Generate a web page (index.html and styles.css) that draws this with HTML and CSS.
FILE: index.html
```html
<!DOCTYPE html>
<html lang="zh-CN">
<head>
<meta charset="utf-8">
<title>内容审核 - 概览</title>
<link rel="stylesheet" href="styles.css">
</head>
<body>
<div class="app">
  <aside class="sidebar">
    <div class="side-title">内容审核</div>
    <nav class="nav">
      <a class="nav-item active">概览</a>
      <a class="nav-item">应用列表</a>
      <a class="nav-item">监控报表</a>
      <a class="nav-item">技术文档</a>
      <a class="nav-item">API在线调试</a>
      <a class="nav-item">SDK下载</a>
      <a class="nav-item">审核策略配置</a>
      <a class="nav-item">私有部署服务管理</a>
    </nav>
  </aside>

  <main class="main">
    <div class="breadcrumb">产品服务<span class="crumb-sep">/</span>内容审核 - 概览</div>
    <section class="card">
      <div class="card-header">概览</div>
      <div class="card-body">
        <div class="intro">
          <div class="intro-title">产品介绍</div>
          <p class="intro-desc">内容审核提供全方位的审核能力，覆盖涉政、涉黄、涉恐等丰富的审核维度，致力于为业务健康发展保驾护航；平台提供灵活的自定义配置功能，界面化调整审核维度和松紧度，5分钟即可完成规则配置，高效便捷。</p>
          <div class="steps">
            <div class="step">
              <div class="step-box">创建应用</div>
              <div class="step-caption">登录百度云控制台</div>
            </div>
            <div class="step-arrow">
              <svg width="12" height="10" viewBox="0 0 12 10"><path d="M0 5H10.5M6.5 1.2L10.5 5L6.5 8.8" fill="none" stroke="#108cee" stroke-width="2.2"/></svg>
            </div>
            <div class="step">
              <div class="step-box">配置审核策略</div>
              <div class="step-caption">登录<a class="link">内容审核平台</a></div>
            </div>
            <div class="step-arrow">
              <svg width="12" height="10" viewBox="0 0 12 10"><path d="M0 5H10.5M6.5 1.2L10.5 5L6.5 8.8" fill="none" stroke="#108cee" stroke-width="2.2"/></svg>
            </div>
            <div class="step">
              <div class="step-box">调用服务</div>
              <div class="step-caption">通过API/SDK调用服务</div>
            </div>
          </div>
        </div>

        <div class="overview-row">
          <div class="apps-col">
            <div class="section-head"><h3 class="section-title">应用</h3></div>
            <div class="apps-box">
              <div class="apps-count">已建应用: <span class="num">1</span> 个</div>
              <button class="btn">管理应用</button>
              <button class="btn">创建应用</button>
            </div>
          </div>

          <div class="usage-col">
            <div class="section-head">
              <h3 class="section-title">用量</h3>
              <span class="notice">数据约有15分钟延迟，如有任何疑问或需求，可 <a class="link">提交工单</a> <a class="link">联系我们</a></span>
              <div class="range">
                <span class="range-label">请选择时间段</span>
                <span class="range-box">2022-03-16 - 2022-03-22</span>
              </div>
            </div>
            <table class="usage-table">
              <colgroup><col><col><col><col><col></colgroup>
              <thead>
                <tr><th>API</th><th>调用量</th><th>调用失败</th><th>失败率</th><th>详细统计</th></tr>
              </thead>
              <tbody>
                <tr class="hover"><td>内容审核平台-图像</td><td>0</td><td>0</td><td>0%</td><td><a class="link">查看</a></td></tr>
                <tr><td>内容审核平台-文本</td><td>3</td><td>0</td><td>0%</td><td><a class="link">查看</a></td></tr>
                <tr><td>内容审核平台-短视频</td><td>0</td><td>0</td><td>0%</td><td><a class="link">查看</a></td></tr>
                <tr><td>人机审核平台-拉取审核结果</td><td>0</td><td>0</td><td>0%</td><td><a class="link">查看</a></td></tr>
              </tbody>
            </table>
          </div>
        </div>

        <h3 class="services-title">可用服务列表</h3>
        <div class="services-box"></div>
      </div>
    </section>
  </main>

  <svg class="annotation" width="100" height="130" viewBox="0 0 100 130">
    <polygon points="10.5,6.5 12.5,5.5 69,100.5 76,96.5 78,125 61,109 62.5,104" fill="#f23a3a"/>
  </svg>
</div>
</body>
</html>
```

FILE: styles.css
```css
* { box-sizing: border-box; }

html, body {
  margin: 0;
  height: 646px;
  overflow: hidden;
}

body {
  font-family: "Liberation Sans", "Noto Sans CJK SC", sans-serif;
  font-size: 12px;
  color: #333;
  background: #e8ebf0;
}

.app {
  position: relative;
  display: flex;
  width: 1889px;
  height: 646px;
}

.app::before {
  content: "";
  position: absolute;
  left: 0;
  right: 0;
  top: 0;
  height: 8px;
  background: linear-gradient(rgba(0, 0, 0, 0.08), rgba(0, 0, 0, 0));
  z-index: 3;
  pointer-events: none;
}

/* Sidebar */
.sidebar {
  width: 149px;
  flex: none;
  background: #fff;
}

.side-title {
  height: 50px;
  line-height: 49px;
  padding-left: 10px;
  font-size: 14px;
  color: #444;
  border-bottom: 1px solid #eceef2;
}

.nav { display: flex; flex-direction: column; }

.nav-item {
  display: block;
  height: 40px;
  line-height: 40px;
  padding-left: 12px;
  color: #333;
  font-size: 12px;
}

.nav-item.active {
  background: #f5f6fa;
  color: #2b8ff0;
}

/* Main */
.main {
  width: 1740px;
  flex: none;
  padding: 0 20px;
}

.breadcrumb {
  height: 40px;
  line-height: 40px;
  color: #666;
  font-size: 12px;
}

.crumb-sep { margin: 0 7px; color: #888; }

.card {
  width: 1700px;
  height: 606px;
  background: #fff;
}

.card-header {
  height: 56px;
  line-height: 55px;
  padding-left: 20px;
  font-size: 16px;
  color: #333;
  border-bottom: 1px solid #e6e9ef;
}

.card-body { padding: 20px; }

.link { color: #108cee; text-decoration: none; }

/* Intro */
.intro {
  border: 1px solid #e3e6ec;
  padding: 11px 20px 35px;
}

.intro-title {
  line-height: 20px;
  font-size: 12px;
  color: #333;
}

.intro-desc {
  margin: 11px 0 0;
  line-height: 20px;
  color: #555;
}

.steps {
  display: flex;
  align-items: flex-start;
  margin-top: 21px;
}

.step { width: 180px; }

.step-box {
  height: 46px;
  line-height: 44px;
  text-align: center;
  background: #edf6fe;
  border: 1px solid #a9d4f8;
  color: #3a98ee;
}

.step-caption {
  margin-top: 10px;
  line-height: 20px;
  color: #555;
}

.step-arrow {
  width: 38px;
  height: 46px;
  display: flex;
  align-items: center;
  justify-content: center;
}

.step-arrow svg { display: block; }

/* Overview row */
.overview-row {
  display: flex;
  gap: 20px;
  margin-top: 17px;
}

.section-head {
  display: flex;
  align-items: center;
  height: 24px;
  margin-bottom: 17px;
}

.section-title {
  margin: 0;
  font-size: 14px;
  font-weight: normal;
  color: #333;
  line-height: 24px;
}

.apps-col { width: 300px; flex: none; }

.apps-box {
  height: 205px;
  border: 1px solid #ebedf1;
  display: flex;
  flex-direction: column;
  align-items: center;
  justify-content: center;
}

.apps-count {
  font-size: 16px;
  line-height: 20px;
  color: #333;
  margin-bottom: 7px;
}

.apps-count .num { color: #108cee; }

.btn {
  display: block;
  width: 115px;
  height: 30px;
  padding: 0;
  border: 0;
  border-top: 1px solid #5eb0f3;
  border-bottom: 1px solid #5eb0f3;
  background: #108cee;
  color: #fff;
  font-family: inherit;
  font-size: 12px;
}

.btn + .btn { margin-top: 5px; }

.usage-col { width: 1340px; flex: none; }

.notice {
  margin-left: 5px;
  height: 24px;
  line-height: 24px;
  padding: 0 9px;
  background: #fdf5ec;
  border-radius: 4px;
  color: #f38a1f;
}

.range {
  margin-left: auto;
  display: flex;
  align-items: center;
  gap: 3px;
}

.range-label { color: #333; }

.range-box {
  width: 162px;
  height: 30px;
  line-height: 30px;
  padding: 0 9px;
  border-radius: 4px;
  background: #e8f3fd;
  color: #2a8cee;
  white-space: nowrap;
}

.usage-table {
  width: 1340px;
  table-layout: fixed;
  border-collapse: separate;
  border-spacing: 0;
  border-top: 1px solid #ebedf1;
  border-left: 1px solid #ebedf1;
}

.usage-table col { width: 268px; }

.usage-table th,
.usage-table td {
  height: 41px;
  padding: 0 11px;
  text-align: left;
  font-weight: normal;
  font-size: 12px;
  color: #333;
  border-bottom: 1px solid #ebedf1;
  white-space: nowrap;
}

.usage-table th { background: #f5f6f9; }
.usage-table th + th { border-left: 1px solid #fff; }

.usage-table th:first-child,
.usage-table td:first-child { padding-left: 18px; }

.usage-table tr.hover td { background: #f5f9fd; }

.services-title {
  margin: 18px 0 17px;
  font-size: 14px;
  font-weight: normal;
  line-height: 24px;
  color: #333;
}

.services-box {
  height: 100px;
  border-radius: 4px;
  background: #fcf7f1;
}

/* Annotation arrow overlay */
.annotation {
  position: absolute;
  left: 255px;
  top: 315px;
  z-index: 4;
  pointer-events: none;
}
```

● ● ● ● ●

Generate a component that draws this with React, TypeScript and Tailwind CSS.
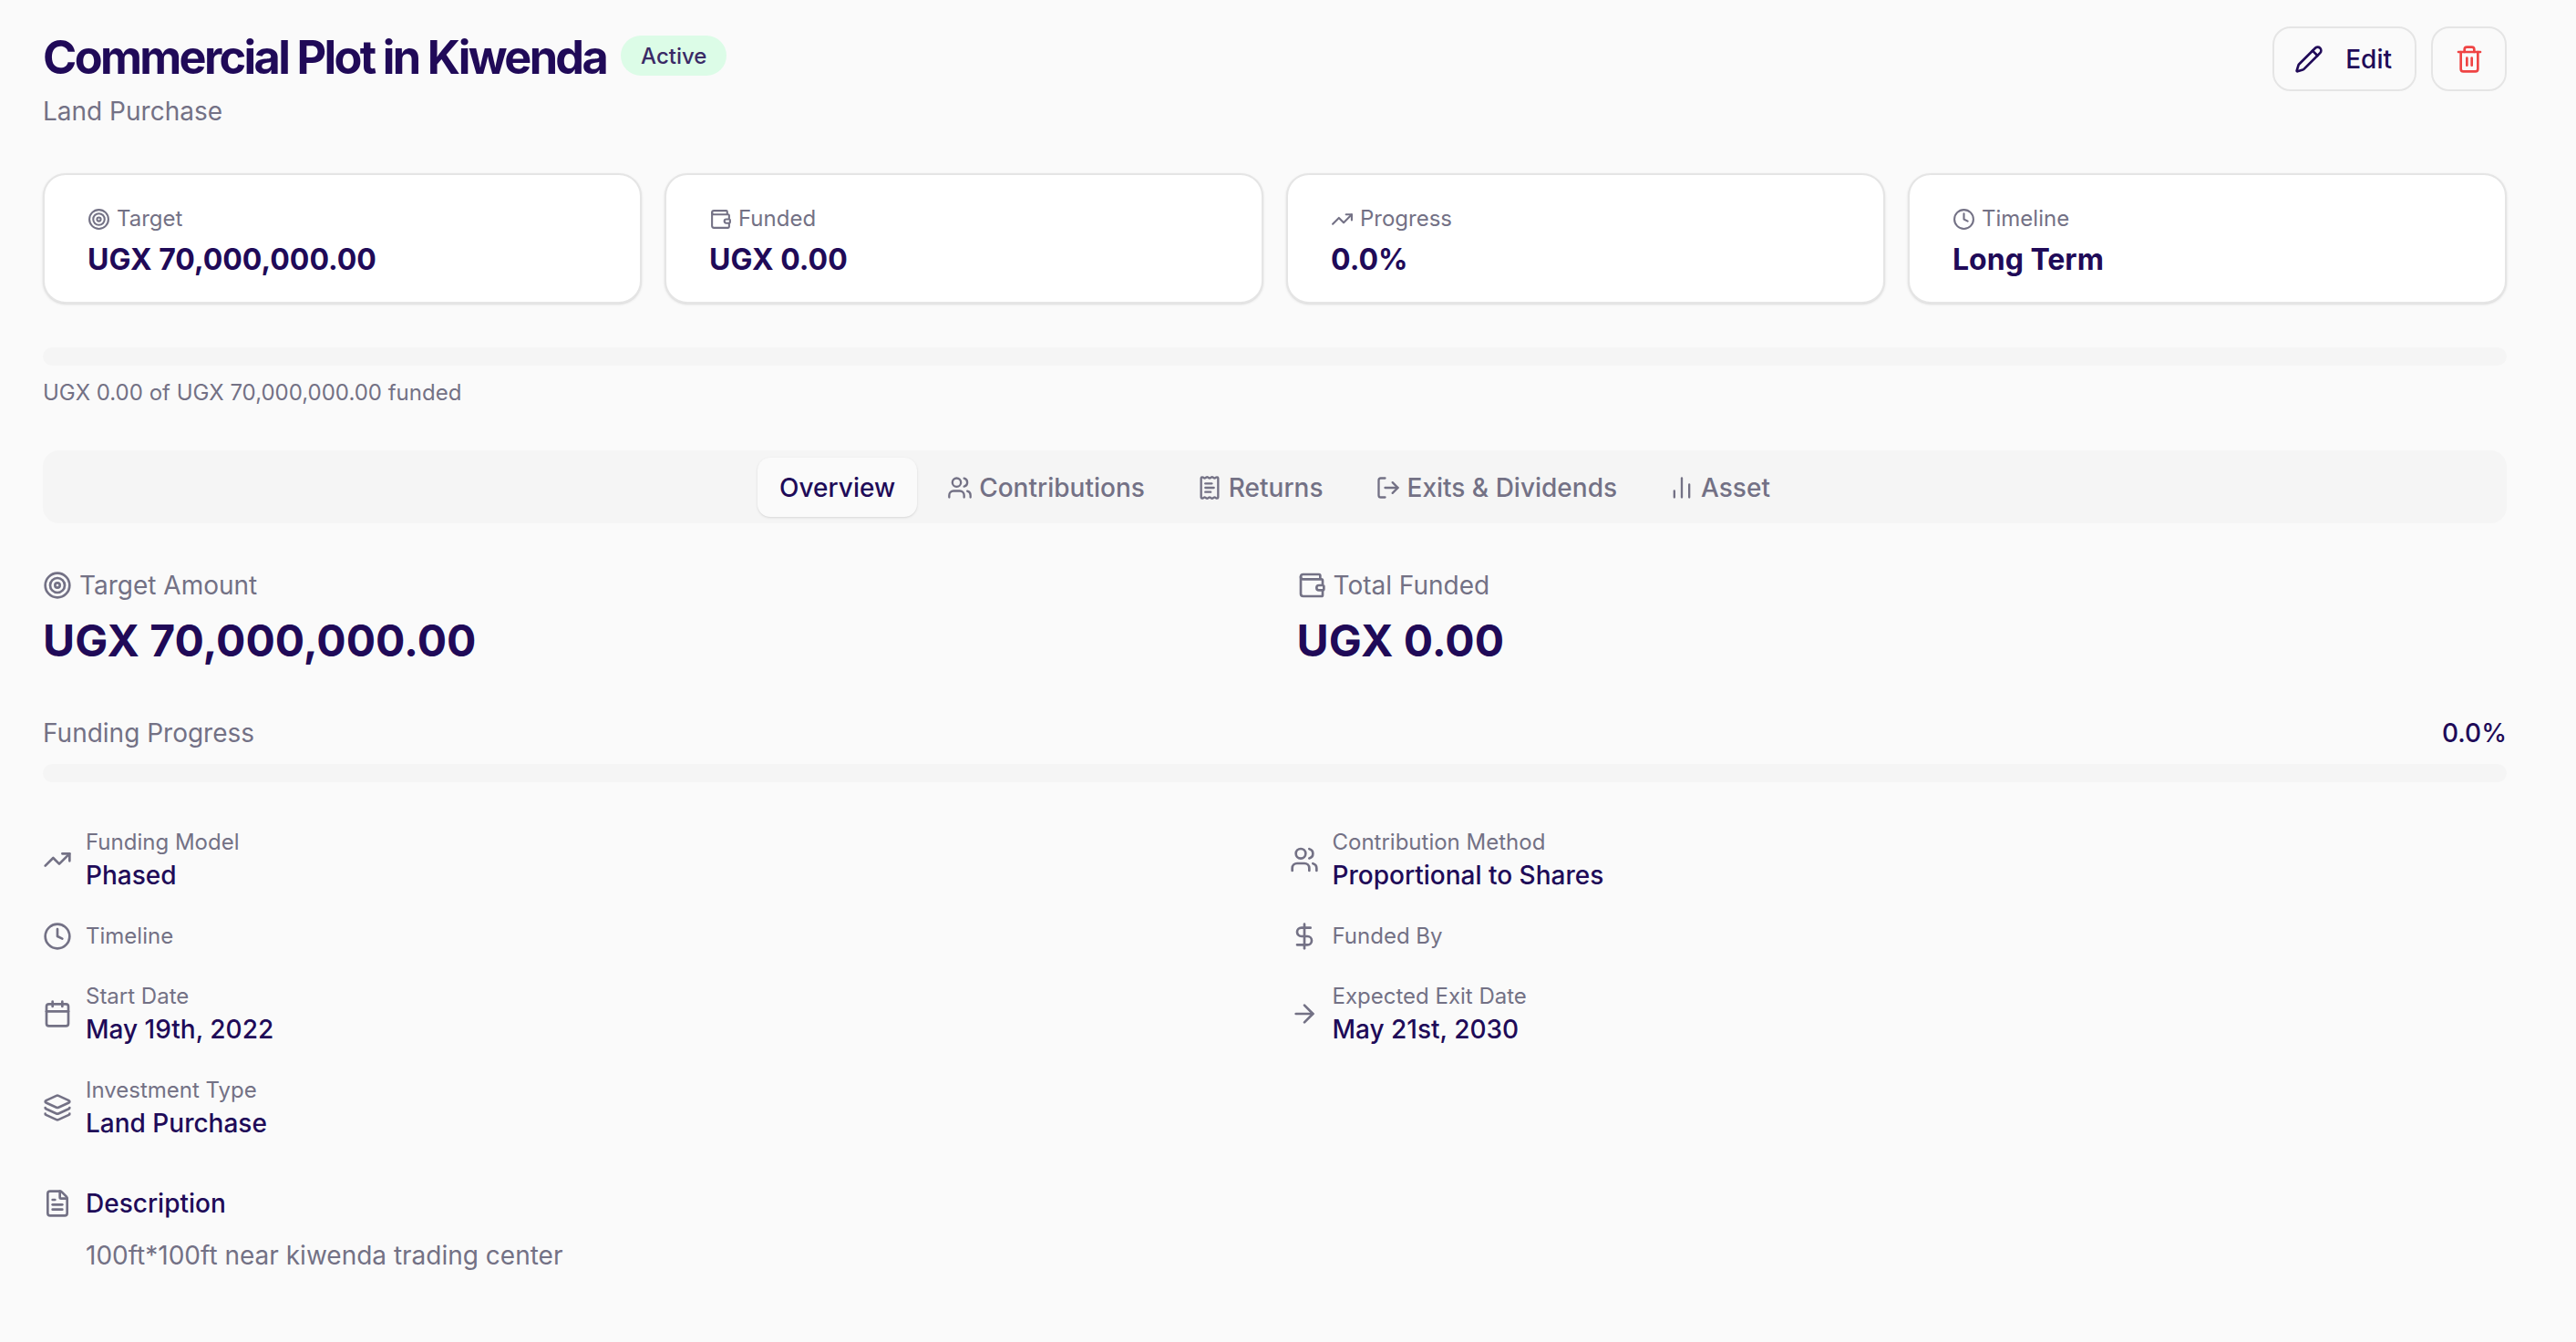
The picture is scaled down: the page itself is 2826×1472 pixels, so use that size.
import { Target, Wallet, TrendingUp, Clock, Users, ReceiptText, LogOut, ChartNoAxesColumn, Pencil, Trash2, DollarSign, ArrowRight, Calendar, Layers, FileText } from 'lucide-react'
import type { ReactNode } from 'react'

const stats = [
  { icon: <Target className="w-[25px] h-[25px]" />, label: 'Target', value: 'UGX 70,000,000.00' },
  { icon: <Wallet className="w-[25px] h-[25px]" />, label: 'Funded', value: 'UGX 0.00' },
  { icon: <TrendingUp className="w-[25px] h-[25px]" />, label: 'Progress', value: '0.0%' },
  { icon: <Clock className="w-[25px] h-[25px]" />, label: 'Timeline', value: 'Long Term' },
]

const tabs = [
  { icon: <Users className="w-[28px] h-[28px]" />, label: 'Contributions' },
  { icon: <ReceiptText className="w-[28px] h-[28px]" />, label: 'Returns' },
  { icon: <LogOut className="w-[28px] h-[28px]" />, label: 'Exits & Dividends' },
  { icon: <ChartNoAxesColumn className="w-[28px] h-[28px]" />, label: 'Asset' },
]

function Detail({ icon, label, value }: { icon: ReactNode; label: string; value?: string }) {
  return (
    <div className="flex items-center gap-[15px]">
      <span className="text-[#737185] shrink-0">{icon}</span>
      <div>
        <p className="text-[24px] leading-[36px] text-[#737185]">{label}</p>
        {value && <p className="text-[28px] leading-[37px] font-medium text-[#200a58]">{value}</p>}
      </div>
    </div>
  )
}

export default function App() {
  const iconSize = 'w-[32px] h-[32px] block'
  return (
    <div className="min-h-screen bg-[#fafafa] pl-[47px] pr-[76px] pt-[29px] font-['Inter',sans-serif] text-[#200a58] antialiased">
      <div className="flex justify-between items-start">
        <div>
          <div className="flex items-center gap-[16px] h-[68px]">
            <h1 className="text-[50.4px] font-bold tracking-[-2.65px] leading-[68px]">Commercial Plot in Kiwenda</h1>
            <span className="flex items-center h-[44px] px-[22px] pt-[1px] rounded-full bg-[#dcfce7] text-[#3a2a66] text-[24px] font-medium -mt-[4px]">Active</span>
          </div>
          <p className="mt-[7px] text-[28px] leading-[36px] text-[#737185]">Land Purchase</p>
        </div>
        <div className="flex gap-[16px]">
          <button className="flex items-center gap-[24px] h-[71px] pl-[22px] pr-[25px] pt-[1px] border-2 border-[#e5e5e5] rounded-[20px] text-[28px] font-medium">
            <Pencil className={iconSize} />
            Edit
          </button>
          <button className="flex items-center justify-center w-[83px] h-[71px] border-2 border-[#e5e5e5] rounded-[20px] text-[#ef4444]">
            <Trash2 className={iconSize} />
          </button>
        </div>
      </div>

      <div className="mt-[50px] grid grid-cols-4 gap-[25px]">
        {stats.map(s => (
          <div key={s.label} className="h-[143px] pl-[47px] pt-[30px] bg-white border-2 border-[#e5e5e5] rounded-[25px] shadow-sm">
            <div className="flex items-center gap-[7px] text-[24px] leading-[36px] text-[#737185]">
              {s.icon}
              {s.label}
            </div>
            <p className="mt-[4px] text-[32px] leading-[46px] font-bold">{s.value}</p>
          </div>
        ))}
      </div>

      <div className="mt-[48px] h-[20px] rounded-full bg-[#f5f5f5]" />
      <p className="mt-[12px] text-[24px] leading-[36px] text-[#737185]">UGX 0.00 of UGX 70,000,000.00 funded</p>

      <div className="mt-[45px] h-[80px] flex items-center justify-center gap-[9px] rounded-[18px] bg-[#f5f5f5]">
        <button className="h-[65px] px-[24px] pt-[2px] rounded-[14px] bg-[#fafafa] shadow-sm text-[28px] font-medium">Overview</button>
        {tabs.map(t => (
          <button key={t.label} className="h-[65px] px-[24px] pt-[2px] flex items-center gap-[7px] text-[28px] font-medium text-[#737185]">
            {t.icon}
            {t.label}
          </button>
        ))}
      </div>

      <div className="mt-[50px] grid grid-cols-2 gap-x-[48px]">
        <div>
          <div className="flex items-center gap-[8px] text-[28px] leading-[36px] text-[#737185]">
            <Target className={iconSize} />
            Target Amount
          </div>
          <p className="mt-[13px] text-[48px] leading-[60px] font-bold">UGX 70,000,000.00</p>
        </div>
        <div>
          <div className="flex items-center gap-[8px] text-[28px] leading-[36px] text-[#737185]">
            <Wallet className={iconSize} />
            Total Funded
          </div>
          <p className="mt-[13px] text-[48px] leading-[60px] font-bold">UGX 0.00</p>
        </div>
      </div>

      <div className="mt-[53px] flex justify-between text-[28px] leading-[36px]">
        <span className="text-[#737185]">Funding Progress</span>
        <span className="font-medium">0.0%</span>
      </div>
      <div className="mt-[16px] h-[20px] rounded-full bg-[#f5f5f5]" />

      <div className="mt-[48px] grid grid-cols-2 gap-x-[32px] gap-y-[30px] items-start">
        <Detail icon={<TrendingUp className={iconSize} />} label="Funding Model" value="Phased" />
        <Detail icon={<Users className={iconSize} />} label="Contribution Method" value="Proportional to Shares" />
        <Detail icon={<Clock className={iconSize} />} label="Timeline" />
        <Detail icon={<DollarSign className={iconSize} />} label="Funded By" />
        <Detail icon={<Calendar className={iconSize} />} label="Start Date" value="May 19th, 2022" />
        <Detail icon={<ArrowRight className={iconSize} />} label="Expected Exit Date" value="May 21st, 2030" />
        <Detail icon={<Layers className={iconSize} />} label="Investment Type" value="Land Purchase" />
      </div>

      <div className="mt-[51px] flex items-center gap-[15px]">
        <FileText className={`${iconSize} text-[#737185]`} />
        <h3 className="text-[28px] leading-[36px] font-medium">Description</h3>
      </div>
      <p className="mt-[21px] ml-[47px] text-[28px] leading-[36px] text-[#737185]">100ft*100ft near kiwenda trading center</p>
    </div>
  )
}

● ● ● ● ●

Locate and copy each line in the data above that includes the word "this".

Generate a web page (index.html and styles.css) that draws this with HTML and CSS.
Generate a component that draws this with React, TypeScript and Tailwind CSS.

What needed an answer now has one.